Há também quem questione a eficácia real da medida, já que adolescentes podem driblar bloqueios com contas falsas, VPNs e plataformas alternativas fora do escopo regulatório. Outro debate é social: tirar menores das redes reduz danos, mas também pode isolar grupos que buscam apoio, comunidade ou informação nesses mesmos ambientes.
Mesmo com as críticas, a lei já está transformando o funcionamento das plataformas. Meta começou a desativar centenas de milhares de contas de usuários com menos de 16 anos antes mesmo da data oficial. YouTube e outras empresas confirmaram que seguirão a regra. A pressão regulatória deixou de ser teórica e virou operacional. Indica, também, que as redes sociais estão entrando numa nova fase, onde o laissez-faire acabou e a responsabilidade corporativa deixa de ser discurso voluntário para virar linha de auditoria.

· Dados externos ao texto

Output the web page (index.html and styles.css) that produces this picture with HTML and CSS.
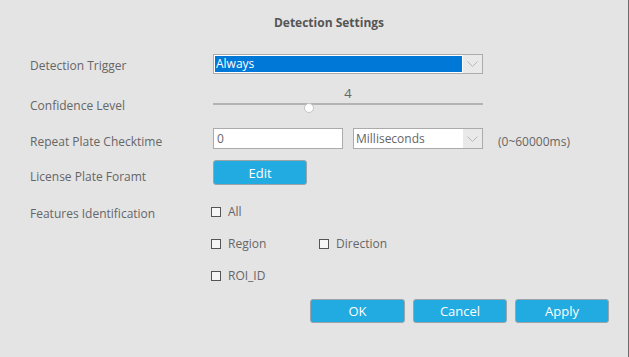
FILE: index.html
```html
<!DOCTYPE html>
<html lang="en">
<head>
    <meta charset="UTF-8">
    <title>Detection Settings</title>
    <link rel="stylesheet" href="styles.css">
</head>
<body>
    <div class="dialog">
        <div class="title">Detection Settings</div>

        <div class="form">
            <div class="row row-trigger">
                <div class="label">Detection Trigger</div>
                <div class="select select-active">
                    <span class="select-value">Always</span>
                    <span class="select-arrow">
                        <svg width="11" height="6" viewBox="0 0 11 6"><path d="M0.5 0.5 L5.5 5.5 L10.5 0.5" fill="none" stroke="#b8b8b8" stroke-width="1"/></svg>
                    </span>
                </div>
            </div>

            <div class="row row-slider">
                <div class="label">Confidence Level</div>
                <div class="slider">
                    <div class="slider-value">4</div>
                    <div class="slider-bar">
                        <div class="slider-track"></div>
                        <span class="slider-thumb"></span>
                    </div>
                </div>
            </div>

            <div class="row row-time">
                <div class="label">Repeat Plate Checktime</div>
                <div class="input">0</div>
                <div class="select select-unit">
                    <span class="select-value">Milliseconds</span>
                    <span class="select-arrow">
                        <svg width="11" height="6" viewBox="0 0 11 6"><path d="M0.5 0.5 L5.5 5.5 L10.5 0.5" fill="none" stroke="#b8b8b8" stroke-width="1"/></svg>
                    </span>
                </div>
                <div class="hint">(0~60000ms)</div>
            </div>

            <div class="row row-edit">
                <div class="label">License Plate Foramt</div>
                <button type="button" class="btn btn-edit">Edit</button>
            </div>

            <div class="row row-check row-first">
                <div class="label">Features Identification</div>
                <label class="check"><span class="box"></span>All</label>
            </div>
            <div class="row row-check">
                <div class="label"></div>
                <label class="check"><span class="box"></span>Region</label>
                <label class="check"><span class="box"></span>Direction</label>
            </div>
            <div class="row row-check">
                <div class="label"></div>
                <label class="check"><span class="box"></span>ROI_ID</label>
            </div>
        </div> <!-- form end -->

        <div class="actions">
            <button type="button" class="btn btn-ok">OK</button>
            <button type="button" class="btn">Cancel</button>
            <button type="button" class="btn">Apply</button>
        </div>
    </div>
</body>
</html>
```

FILE: styles.css
```css
body {
    margin: 0;
    background-color: #e4e4e4;
}

body * {
    font-family: "Open Sans", "Noto Sans", sans-serif;
}

div.dialog {
    width: 628px;
    height: 357px;
    border-right: 1px solid #6b6b6b;
    background-color: #e4e4e4;
    color: #666;
    font-size: 12px;
}

div.dialog div.title {
    height: 54px;
    line-height: 46px;
    text-align: center;
    font-weight: bold;
    color: #555;
    padding-left: 30px;
}

div.form {
    padding-left: 30px;
}

div.form div.row {
    display: flex;
    align-items: flex-start;
}

div.form div.label {
    width: 183px;
    flex-shrink: 0;
    line-height: 16px;
    white-space: nowrap;
}

/* detection trigger */
div.row-trigger {
    height: 20px;
}

div.row-trigger div.label {
    margin-top: 4px;
}

div.select {
    display: flex;
    box-sizing: border-box;
    border: 1px solid #ababab;
    background-color: #fff;
}

div.select span.select-value {
    flex: 1;
    padding-left: 2px;
    line-height: 17px;
}

div.select span.select-arrow {
    width: 19px;
    display: flex;
    align-items: center;
    justify-content: center;
    background-color: #e9e9e9;
}

div.select-active {
    width: 270px;
    height: 20px;
}

div.select-active span.select-value {
    margin: 1px;
    padding-left: 1px;
    background-color: #0078d7;
    color: #fff;
    line-height: 16px;
}

/* slider */
div.row-slider {
    height: 22px;
    margin-top: 13px;
}

div.row-slider div.label {
    margin-top: 11px;
}

div.slider {
    width: 270px;
}

div.slider div.slider-value {
    height: 12px;
    line-height: 12px;
    text-align: center;
    font-size: 13px;
}

div.slider div.slider-bar {
    position: relative;
    height: 10px;
}

div.slider div.slider-track {
    margin-top: 4px;
    height: 2px;
    background-color: #b3b3b3;
}

div.slider span.slider-thumb {
    position: absolute;
    left: 91px;
    top: 0;
    width: 10px;
    height: 10px;
    box-sizing: border-box;
    border: 1px solid #c4c4c4;
    border-radius: 50%;
    background-color: #fff;
}

/* checktime */
div.row-time {
    height: 21px;
    margin-top: 19px;
}

div.row-time div.label {
    margin-top: 6px;
}

div.input {
    width: 130px;
    height: 21px;
    box-sizing: border-box;
    border: 1px solid #ababab;
    background-color: #fff;
    padding-left: 3px;
    line-height: 19px;
}

div.select-unit {
    width: 130px;
    height: 21px;
    margin-left: 10px;
}

div.select-unit span.select-value {
    line-height: 19px;
}

div.hint {
    margin-left: 15px;
    line-height: 16px;
    margin-top: 6px;
}

/* edit */
div.row-edit {
    height: 25px;
    margin-top: 11px;
}

div.row-edit div.label {
    margin-top: 9px;
}

.btn {
    width: 94px;
    height: 24px;
    padding: 0;
    border: 1px solid #9aa3a8;
    border-radius: 3px;
    background-color: #22abe0;
    color: #fff;
    font-size: 13px;
    cursor: pointer;
}

.btn-ok {
    width: 95px;
}

.btn-edit {
    width: 94px;
    height: 25px;
}

/* checkboxes */
div.row-check {
    height: 16px;
    margin-top: 16px;
}

div.row-check.row-first {
    margin-top: 19px;
}

div.row-check div.label {
    width: 181px;
    margin-top: 2px;
}

label.check {
    display: flex;
    align-items: center;
    min-width: 108px;
    line-height: 16px;
}

label.check span.box {
    width: 10px;
    height: 10px;
    box-sizing: border-box;
    border: 1px solid #555;
    background-color: #f6f6f6;
    margin-right: 7px;
}

/* bottom buttons */
div.actions {
    display: flex;
    justify-content: flex-end;
    gap: 8px;
    margin-top: 15px;
    padding-right: 19px;
}
```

O que está em jogo vai muito além da Austrália. Países como Reino Unido, Estados Unidos, Canadá e Brasil acompanham a discussão de perto. A decisão australiana inaugura uma nova disputa global entre governos que querem proteger sua população jovem, empresas que defendem modelos mais abertos e uma sociedade que ainda tenta entender o que significa crescer na era do feed infinito. A pergunta que fica é: estamos diante do início de uma tendência regulatória global ou apenas de um experimento isolado que o mercado vai contornar?
De um jeito ou de outro, é um sinal claro do nosso tempo. As democracias começam a redesenhar as fronteiras entre tecnologia e infância. As plataformas são obrigadas a repensar produtos e políticas com base em impacto e não apenas em engajamento. E pais, educadores e governos são convocados a encarar uma realidade inevitável: a internet cresceu mais rápido do que a nossa capacidade de gerir seus efeitos colaterais. Agora, a conta chega.